Peter was a prolific writer, publishing many articles in a variety of publications. He wrote three books: The Club Leader's Handbook, The Slovaks (a history of the Slovak people) and Slovak Proverbs and Sayings, as well as several booklets. The first and probably most memorable booklet was entitled Steps to Leadership. It was during these years as an author that Peter decided to change the spelling of his last name to Yurchak so that it would be easier to pronounce. This became his pen name, and his wife and sons later adopted the same spelling. Remembering his early political experiences in Johnstown, Peter was a staunch ally of his fellow Slovaks and constantly championed their efforts to brighten their image.

== Family ==
Peter married Scholastica "Laska" Gaydosh (August 24, 1910 – March 31, 2007), a native of Wheeling, West Virginia, on 29 Dec 1931. Laska graduated from West Virginia University in 1930 with a B.A. in Home Economics.

The couple had three sons, Peter M. Yurchak, (December 21, 1932 – July 30, 2007), Paul Nicholas Yurchak, (December 18, 1934 – August 12, 1999), and Anthony Michael Yurchak (February 11, 1936 – May 10, 2017).

Oldest son Peter graduated from the University of Pennsylvania in 1953 and from Harvard Medical School in 1957, and became a cardiologist in Boston.

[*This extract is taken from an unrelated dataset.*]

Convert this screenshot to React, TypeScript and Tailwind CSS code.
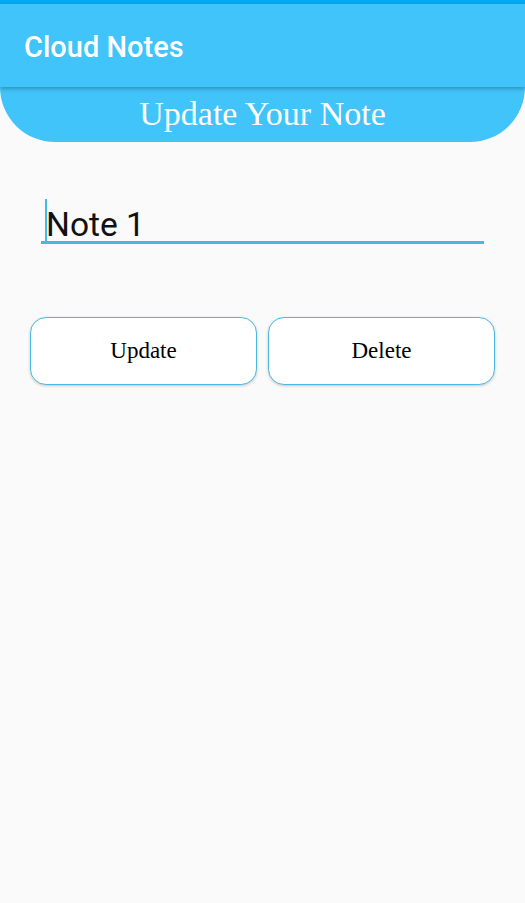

Middle son Paul graduated from Villanova University in 1958 and became a career officer in the US Army, retiring as a lieutenant colonel. He spent four and a half years in Vietnam, where he won a Silver Star and numerous other decorations.

Youngest son Anthony earned a BS, magna cum laude, from Notre Dame in 1957, followed by an MD from University of Pennsylvania School of Medicine in 1961. He became an allergist and immunologist in Buffalo, New York.

==Death==

Peter P. Jurchak died prematurely on December 20, 1948, only days before his 17th wedding anniversary. Doctors from his wife's family were attending him throughout his stay. Laska's younger brother Dr. Francis Gaydosh flew to Wilkes-Barre from Wheeling on first learning of his brother-in-law's illness. Laska's father, Dr. Michael Gaydosh Sr., her other brother Dr. Michael Gaydosh Jr., and her older sister Dr. Anne Hughes and her husband Dr. Boland Hughes were all at Peter's bedside when he died.

It was a serious loss to the Slovak cause. He was only 48 years old. There was an outpouring of affection from all walks of life that flooded the Yurchak home, and included among many messages of condolence was a stirring tribute from Pope Pius XII. Because of his vigorous fight for the independence of Slovakia in the post-war years, the Slovak consul in Washington sent a representative to Peter's funeral. In Slovak custom, the diplomat placed a handful of earth brought from Slovakia and some Slovak coins on Peter's casket—a tribute to his strong heritage.

==Publications==
- The Slovaks: Their History and Traditions. 1946. Whiting IN: John J Lach / Obrana Press.
- Slovak Proverbs & Sayings. 1947. Scranton, PA: Obrana Press.